Instructions to follow
Identify each line holding the string "React" and copy it.

Dataset section

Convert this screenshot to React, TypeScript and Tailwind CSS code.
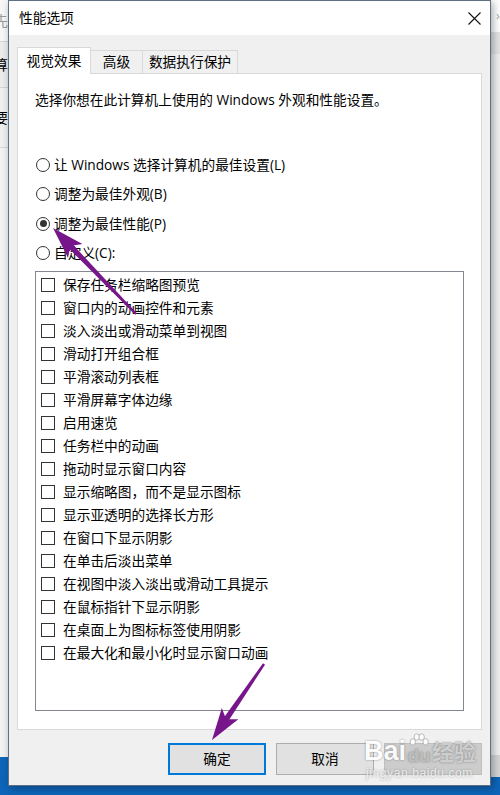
import React from "react";

const items = [
  "保存任务栏缩略图预览",
  "窗口内的动画控件和元素",
  "淡入淡出或滑动菜单到视图",
  "滑动打开组合框",
  "平滑滚动列表框",
  "平滑屏幕字体边缘",
  "启用速览",
  "任务栏中的动画",
  "拖动时显示窗口内容",
  "显示缩略图，而不是显示图标",
  "显示亚透明的选择长方形",
  "在窗口下显示阴影",
  "在单击后淡出菜单",
  "在视图中淡入淡出或滑动工具提示",
  "在鼠标指针下显示阴影",
  "在桌面上为图标标签使用阴影",
  "在最大化和最小化时显示窗口动画",
];

const radios = [
  { label: "让 Windows 选择计算机的最佳设置(L)", checked: false },
  { label: "调整为最佳外观(B)", checked: false },
  { label: "调整为最佳性能(P)", checked: true },
  { label: "自定义(C):", checked: false },
];

function Radio({ checked }: { checked?: boolean }) {
  return (
    <span className="w-[14px] h-[14px] rounded-full border border-[#333333] bg-white flex items-center justify-center shrink-0">
      {checked && <span className="w-[7px] h-[7px] rounded-full bg-[#333333]" />}
    </span>
  );
}

function Arrows() {
  const arrow = (tx: number, ty: number, ex: number, ey: number) => {
    const dx = ex - tx;
    const dy = ey - ty;
    const L = Math.hypot(dx, dy);
    const d = [dx / L, dy / L];
    const n = [-d[1], d[0]];
    const p = (s: number, w: number) => [tx + d[0] * s + n[0] * w, ty + d[1] * s + n[1] * w];
    const head = [p(0, 0), p(32, 10), p(25, 0), p(32, -10)];
    const shaft = [p(24, 2.8), p(L, 1.2), p(L, -1.2), p(24, -2.8)];
    const s = (pts: number[][]) => pts.map((q) => q.join(",")).join(" ");
    return (
      <g fill="#76168a">
        <polygon points={s(shaft)} />
        <polygon points={s(head)} />
      </g>
    );
  };
  return (
    <svg className="absolute left-0 top-0 pointer-events-none" width="500" height="795" viewBox="0 0 500 795">
      {arrow(53, 228, 136, 314)}
      {arrow(212, 740, 264, 664)}
    </svg>
  );
}

function Watermark() {
  return (
    <div className="absolute left-[364px] top-[731px] pointer-events-none flex flex-col items-start">
      <div className="flex items-end h-[34px] text-white font-['Liberation_Sans',sans-serif] [text-shadow:0_0_2px_rgba(80,80,80,0.7)] opacity-90">
        <span className="text-[27px] leading-[28px] font-bold">Bai</span>
        <span className="relative flex flex-col items-center w-[26px]">
          <svg width="22" height="16" viewBox="0 0 22 18" className="mb-[-2px]">
            <g fill="#ffffff" stroke="#9a9a9a" strokeWidth="0.8">
              <ellipse cx="4" cy="10" rx="3" ry="3.6" />
              <ellipse cx="8.5" cy="4.5" rx="3" ry="3.6" />
              <ellipse cx="14" cy="4.5" rx="3" ry="3.6" />
              <ellipse cx="18.5" cy="10" rx="3" ry="3.6" />
            </g>
          </svg>
          <span className="text-[19px] leading-[18px] font-bold text-[#bdbdbd]">du</span>
        </span>
        <span className="text-[22px] leading-[24px] mb-[3px] font-bold font-['Noto_Sans_CJK_SC',sans-serif] text-[#cfcfcf]">经验</span>
      </div>
      <span className="mt-[2px] text-[12px] leading-[13px] text-white/80 font-['Liberation_Sans',sans-serif] [text-shadow:0_0_2px_rgba(80,80,80,0.6)] tracking-[0.6px] ml-[2px]">
        jingyan.baidu.com
      </span>
    </div>
  );
}

export default function App() {
  return (
    <div className="relative w-[500px] h-[795px] overflow-hidden bg-gradient-to-b from-[#2aa4ec] to-[#0d64b8] font-['Open_Sans','Noto_Sans_CJK_SC',sans-serif] text-[#000000]">
      {/* background window */}
      <div className="absolute left-0 top-0 w-[500px] h-[757px] bg-[#f0f0f0] flex flex-col text-[14px] leading-[20px]">
        <div className="h-[42px] bg-[#f7f7f7] border-b border-[#d4d4d4] flex items-center text-[#9a9a9a] -ml-[6px]">先</div>
        <div className="h-[46px] bg-[#ececec] border-b border-[#d4d4d4] flex items-center -ml-[6px]">算</div>
        <div className="h-[60px] flex items-center -ml-[6px] border-b border-[#d8d8d8]">要</div>
        <div className="flex-1 bg-[#f3f3f3]" />
      </div>
      <div className="absolute right-0 top-0 w-[20px] h-[777px] bg-[#f0f0f0] flex flex-col">
        <div className="h-[32px] bg-white flex items-center justify-end text-[#aaaaaa] text-[13px]">›</div>
        <div className="h-[22px] bg-[#e4e4e4]" />
        <div className="flex-1" />
        <div className="h-[22px] bg-[#d6d6d6]" />
      </div>

      {/* dialog */}
      <div className="absolute left-[8px] top-0 w-[483px] h-[786px] border border-[#5f6f84] bg-[#f0f0f0] flex flex-col shadow-[2px_2px_8px_rgba(0,0,0,0.35)]">
        {/* title bar */}
        <div className="h-[34px] bg-white flex items-center justify-between pl-[10px] pr-[9px] shrink-0">
          <span className="text-[13.7px] leading-[20px]">性能选项</span>
          <svg width="13" height="13" viewBox="0 0 13 13">
            <path d="M0.5 0.5 L12.5 12.5 M12.5 0.5 L0.5 12.5" stroke="#111111" strokeWidth="1.1" />
          </svg>
        </div>

        {/* body */}
        <div className="flex-1 flex flex-col pt-[12px] pl-[8px] pr-[8px]">
          {/* tabs */}
          <div className="flex items-end h-[26px] text-[13.7px] leading-[20px]">
            <div className="relative z-10 w-[74px] h-[27px] -mb-px bg-white border border-b-0 border-[#d9d9d9] flex items-center justify-center">
              视觉效果
            </div>
            <div className="-ml-px w-[53px] h-[23px] bg-[#f0f0f0] border border-b-0 border-[#d9d9d9] flex items-center justify-center">
              高级
            </div>
            <div className="-ml-px w-[96px] h-[23px] bg-[#f0f0f0] border border-b-0 border-[#d9d9d9] flex items-center justify-center">
              数据执行保护
            </div>
          </div>

          {/* panel */}
          <div className="h-[657px] w-[465px] bg-white border border-[#d9d9d9] flex flex-col px-[17px] pt-[16px] text-[13.7px]">
            <div className="h-[20px] leading-[20px] whitespace-nowrap">选择你想在此计算机上使用的 Windows 外观和性能设置。</div>
            <div className="mt-[40px] flex flex-col">
              {radios.map((r) => (
                <div key={r.label} className="h-[29.5px] flex items-center gap-[4px] ml-[1px] leading-[20px] whitespace-nowrap">
                  <Radio checked={r.checked} />
                  <span>{r.label}</span>
                </div>
              ))}
            </div>
            <div className="mt-[3px] w-[429px] h-[440px] border border-[#828790] bg-white flex flex-col pt-[1px] pl-[5px]">
              {items.map((t) => (
                <div key={t} className="h-[23px] flex items-center gap-[8px] leading-[20px] whitespace-nowrap">
                  <span className="w-[14px] h-[14px] border border-[#333333] bg-white shrink-0" />
                  <span>{t}</span>
                </div>
              ))}
            </div>
          </div>

          {/* buttons */}
          <div className="mt-[13px] flex justify-end gap-[10px] text-[13.7px] leading-[20px]">
            <div className="w-[98px] h-[32px] bg-[#e1e1e1] border-2 border-[#0078d7] flex items-center justify-center">确定</div>
            <div className="w-[98px] h-[32px] bg-[#e1e1e1] border border-[#adadad] flex items-center justify-center">取消</div>
            <div className="w-[98px] h-[32px] bg-[#cccccc] border border-[#bfbfbf]" />
          </div>
        </div>
      </div>

      <Arrows />
      <Watermark />
    </div>
  );
}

Expected answer
Convert this screenshot to React, TypeScript and Tailwind CSS code.
import React from "react";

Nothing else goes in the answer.